§ Stated task
Copy out every line of the records where the string "that" occurs.

§ Record set
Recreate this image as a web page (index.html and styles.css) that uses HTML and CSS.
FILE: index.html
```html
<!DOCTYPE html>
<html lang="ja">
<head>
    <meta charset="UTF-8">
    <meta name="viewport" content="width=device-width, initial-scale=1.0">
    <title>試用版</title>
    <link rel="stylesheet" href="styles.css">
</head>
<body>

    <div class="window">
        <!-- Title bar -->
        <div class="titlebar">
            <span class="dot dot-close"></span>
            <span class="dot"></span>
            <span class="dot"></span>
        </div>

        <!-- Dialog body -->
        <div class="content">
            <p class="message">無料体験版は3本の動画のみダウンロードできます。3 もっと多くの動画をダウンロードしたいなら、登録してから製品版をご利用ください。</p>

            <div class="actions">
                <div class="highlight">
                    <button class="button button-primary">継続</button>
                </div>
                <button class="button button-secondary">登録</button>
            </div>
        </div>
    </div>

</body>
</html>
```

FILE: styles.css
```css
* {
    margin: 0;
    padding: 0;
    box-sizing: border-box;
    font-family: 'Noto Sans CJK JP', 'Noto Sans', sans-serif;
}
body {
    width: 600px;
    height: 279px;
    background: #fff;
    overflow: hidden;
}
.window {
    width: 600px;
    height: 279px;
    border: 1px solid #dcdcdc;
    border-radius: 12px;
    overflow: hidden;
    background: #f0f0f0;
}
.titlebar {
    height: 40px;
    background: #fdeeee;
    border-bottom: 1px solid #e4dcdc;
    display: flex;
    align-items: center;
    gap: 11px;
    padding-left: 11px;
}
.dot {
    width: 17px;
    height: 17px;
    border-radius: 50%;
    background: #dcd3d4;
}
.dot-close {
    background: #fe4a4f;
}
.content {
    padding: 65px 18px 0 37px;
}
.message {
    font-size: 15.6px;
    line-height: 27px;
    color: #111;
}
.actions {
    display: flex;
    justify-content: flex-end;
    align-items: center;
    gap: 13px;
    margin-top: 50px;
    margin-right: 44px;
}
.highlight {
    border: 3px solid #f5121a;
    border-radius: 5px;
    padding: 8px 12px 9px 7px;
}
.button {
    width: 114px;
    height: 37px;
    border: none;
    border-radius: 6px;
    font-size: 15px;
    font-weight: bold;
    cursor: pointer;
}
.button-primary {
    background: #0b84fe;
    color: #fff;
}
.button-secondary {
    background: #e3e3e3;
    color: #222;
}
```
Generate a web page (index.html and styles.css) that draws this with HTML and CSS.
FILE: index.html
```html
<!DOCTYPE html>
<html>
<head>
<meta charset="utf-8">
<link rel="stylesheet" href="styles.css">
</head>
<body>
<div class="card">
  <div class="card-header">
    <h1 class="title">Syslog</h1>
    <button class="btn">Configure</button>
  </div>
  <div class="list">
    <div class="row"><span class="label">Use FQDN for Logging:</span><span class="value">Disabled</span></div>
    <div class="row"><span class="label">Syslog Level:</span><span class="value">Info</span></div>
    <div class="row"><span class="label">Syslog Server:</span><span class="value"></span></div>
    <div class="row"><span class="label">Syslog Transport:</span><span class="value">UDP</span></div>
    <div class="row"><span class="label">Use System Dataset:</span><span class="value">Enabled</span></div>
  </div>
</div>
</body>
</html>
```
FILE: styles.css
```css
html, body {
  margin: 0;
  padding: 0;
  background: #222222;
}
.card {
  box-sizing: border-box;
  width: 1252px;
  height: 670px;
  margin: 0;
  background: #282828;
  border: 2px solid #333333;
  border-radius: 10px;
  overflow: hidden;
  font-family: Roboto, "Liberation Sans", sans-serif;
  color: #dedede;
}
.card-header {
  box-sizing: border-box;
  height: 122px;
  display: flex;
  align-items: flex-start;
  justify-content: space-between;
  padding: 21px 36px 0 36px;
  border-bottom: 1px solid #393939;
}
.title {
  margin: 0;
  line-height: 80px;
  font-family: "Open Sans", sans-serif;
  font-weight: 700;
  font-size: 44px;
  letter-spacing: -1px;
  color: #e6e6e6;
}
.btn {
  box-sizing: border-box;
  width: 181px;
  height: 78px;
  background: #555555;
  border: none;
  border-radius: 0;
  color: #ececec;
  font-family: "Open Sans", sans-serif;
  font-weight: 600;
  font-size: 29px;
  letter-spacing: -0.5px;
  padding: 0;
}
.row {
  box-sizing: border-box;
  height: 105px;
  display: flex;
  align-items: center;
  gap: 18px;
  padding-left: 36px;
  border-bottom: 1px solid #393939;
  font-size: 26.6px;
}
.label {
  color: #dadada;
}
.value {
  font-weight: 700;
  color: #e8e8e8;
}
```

--

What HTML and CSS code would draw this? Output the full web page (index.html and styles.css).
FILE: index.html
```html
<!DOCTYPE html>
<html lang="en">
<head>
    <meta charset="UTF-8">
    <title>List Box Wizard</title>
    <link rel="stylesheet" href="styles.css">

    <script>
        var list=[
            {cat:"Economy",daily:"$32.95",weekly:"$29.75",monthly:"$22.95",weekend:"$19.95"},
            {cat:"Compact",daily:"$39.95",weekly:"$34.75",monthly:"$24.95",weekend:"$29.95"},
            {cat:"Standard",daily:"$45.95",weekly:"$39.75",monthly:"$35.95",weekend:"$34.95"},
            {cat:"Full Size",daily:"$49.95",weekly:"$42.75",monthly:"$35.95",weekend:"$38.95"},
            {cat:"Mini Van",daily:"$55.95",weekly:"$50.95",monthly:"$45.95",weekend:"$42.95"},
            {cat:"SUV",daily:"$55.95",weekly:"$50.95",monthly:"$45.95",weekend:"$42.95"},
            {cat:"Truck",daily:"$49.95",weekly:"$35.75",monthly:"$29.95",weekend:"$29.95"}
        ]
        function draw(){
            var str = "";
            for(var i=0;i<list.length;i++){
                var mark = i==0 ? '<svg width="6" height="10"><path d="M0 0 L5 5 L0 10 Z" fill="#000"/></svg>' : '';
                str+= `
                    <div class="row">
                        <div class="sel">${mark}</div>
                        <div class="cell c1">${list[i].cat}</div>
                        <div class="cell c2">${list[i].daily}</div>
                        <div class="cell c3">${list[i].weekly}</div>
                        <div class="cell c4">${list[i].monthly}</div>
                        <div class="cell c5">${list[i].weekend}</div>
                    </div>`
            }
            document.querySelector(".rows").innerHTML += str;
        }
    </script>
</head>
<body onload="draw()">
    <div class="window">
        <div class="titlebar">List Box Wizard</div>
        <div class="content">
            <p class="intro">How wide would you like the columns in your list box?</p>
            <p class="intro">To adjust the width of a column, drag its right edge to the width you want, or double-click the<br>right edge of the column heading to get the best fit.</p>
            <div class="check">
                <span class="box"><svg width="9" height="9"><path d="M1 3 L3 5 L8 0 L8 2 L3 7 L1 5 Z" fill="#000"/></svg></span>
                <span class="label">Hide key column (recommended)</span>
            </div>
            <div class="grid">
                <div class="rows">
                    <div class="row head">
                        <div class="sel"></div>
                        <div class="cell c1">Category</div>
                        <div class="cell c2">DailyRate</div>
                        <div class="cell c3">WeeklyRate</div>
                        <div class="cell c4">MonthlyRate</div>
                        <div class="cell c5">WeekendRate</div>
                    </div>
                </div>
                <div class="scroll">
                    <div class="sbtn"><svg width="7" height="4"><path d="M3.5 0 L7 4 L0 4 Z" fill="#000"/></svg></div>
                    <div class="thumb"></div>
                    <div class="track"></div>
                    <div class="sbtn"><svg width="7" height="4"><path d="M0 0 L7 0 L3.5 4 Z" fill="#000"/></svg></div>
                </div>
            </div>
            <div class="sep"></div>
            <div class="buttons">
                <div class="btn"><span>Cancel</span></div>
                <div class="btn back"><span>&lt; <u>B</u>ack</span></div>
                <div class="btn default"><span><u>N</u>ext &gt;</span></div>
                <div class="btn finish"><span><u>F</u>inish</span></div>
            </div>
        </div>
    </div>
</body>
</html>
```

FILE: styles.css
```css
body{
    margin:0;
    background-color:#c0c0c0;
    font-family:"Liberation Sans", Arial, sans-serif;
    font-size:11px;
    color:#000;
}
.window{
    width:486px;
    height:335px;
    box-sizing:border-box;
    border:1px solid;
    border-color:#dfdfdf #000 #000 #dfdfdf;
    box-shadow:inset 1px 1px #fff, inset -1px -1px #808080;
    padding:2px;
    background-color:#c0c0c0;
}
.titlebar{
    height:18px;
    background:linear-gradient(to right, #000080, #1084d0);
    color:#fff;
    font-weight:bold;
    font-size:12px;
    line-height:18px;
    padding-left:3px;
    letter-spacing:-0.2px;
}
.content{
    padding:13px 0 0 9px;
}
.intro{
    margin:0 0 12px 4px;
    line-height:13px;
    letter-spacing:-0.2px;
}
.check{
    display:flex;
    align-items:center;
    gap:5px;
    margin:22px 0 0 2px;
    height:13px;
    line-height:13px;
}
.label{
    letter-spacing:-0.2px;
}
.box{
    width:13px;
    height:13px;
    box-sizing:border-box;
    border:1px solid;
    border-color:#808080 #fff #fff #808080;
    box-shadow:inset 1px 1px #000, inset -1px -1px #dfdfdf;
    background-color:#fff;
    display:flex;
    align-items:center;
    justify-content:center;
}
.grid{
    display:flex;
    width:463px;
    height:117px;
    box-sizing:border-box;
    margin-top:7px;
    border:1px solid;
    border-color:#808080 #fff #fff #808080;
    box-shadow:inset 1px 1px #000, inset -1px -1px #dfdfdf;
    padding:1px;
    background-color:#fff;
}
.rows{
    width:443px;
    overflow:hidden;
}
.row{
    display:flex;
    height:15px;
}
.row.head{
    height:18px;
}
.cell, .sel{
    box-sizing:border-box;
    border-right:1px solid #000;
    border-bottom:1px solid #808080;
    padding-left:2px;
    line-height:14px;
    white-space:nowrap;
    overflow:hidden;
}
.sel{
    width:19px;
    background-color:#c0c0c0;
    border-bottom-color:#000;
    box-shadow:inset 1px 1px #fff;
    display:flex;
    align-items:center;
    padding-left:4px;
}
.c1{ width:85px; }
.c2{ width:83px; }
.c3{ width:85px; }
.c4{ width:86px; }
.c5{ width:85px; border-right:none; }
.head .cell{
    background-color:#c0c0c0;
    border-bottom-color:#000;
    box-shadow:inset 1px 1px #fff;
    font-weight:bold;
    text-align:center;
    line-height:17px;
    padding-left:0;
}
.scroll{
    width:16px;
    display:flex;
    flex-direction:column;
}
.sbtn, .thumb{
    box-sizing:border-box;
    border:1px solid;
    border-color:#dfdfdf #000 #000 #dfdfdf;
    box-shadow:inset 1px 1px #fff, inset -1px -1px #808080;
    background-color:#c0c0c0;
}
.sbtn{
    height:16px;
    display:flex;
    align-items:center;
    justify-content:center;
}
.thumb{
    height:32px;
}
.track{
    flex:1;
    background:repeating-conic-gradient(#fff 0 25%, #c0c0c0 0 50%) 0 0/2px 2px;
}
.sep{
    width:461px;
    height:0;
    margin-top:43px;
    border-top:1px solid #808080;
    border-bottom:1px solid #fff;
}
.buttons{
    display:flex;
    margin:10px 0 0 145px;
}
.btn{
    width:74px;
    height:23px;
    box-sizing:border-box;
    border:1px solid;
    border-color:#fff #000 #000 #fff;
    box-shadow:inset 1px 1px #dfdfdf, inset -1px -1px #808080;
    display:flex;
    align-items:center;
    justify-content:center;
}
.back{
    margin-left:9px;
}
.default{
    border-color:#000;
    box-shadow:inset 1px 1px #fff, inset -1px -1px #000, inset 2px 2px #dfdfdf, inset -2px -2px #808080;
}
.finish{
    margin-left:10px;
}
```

...

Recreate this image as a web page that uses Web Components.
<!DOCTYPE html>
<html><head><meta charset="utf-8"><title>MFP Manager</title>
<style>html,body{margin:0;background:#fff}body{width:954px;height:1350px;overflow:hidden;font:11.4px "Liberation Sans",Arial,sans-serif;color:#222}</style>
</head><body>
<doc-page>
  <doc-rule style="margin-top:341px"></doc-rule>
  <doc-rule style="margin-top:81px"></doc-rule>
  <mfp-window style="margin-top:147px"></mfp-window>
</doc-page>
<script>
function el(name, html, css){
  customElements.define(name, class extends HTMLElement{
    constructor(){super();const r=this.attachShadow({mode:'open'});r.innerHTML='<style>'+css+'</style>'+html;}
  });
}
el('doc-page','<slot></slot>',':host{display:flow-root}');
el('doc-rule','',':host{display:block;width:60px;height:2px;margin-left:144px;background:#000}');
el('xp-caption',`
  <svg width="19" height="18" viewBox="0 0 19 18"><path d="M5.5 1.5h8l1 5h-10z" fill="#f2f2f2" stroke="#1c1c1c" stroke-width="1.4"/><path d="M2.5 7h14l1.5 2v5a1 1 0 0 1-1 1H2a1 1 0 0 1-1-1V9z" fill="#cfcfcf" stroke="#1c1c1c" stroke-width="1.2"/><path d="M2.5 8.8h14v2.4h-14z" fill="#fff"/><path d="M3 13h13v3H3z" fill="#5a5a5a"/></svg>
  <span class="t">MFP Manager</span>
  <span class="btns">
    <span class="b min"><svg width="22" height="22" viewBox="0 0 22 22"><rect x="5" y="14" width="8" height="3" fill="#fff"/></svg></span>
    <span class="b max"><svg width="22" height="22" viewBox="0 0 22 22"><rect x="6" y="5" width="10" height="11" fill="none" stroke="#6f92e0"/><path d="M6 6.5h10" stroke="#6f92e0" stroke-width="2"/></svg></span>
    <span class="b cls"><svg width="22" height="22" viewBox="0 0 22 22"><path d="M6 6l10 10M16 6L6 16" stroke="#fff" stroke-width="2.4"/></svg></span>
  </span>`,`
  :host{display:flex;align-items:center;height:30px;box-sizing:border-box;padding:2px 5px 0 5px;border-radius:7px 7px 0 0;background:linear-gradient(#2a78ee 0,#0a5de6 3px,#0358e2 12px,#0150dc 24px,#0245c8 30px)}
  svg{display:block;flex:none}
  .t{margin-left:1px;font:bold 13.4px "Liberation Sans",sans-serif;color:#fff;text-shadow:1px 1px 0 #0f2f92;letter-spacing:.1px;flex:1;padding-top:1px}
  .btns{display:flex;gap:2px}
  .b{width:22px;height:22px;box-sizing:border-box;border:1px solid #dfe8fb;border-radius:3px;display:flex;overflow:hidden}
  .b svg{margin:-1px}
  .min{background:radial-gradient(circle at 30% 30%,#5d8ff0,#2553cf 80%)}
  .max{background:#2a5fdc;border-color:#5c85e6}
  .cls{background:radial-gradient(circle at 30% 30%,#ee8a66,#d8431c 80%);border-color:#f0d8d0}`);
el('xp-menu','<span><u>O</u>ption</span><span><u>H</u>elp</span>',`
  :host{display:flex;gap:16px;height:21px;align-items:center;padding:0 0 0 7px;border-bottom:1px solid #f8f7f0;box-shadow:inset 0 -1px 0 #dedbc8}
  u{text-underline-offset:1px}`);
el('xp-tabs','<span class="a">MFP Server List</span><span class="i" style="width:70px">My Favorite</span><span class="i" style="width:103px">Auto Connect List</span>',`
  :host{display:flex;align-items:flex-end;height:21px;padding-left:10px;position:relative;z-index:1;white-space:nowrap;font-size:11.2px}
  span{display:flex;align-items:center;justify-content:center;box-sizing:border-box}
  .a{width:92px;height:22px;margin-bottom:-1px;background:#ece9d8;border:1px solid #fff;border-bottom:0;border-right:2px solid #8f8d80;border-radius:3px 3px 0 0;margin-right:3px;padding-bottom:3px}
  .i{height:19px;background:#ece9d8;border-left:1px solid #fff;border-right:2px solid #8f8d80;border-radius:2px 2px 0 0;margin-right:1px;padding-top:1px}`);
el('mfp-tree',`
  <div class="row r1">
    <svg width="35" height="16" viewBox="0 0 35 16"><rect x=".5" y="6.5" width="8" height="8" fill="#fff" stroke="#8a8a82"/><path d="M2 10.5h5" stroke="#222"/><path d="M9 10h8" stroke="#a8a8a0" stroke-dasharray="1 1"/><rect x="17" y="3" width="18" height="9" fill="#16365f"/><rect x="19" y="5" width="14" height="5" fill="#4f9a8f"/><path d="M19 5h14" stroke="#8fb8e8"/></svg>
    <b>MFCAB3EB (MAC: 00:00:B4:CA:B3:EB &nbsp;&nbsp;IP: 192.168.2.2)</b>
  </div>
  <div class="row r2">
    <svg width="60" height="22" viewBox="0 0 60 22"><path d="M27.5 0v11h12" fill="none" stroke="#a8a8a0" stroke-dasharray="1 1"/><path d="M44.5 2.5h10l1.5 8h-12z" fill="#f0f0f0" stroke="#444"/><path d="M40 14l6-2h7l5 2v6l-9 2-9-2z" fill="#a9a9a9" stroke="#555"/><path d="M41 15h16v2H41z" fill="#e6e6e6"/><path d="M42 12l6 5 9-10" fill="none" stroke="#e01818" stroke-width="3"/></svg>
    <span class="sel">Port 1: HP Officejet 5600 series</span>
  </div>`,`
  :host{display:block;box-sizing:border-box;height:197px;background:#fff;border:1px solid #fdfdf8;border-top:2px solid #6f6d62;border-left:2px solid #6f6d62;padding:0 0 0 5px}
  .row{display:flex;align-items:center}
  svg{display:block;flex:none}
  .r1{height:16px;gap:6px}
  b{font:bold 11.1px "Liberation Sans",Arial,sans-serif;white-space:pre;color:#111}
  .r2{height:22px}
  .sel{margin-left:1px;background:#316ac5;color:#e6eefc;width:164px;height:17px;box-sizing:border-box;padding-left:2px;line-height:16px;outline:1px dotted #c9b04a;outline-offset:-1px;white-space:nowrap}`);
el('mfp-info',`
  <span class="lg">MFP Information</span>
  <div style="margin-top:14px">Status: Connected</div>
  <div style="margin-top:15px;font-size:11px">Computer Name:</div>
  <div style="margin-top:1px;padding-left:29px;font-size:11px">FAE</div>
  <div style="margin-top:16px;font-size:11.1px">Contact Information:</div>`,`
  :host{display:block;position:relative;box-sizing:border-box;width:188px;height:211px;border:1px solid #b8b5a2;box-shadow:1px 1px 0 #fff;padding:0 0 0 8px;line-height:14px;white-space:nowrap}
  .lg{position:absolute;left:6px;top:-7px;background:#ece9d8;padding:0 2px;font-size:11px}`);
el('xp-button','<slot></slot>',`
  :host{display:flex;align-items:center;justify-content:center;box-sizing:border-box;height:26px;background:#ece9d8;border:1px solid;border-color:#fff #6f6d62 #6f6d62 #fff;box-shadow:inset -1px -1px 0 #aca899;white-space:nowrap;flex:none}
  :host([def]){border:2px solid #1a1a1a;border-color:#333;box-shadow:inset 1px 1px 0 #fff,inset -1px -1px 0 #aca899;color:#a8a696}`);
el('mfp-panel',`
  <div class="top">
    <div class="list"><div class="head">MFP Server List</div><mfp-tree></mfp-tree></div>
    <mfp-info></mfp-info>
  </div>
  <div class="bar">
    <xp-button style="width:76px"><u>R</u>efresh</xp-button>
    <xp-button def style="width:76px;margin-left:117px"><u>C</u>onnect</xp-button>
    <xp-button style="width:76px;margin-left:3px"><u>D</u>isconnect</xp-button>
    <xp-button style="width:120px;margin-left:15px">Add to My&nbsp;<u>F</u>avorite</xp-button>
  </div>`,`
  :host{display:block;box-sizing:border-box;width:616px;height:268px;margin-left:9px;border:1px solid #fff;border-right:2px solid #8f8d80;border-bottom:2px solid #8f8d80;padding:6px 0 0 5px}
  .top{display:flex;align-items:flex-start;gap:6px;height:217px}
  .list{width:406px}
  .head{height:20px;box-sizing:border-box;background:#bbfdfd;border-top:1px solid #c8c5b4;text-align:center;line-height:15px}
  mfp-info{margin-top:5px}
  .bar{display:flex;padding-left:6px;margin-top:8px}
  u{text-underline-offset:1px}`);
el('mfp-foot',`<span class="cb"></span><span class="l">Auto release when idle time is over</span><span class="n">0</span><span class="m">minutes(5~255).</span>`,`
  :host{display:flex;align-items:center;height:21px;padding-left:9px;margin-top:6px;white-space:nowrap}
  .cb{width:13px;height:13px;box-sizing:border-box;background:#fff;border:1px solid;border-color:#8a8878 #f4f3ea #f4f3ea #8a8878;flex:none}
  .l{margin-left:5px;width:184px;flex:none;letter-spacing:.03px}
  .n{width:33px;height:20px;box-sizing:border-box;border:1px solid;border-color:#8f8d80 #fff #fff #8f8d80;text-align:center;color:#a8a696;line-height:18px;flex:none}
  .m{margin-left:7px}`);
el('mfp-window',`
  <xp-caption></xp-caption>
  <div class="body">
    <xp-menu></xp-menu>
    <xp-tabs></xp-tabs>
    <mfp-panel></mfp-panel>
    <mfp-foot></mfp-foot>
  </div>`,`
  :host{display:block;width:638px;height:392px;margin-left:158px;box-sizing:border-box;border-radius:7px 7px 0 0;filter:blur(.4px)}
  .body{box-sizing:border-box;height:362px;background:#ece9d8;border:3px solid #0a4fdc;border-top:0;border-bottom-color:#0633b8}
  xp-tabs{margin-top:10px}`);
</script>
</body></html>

§ Response below
Recreate this image as a web page (index.html and styles.css) that uses HTML and CSS.
Generate a web page (index.html and styles.css) that draws this with HTML and CSS.
Recreate this image as a web page that uses Web Components.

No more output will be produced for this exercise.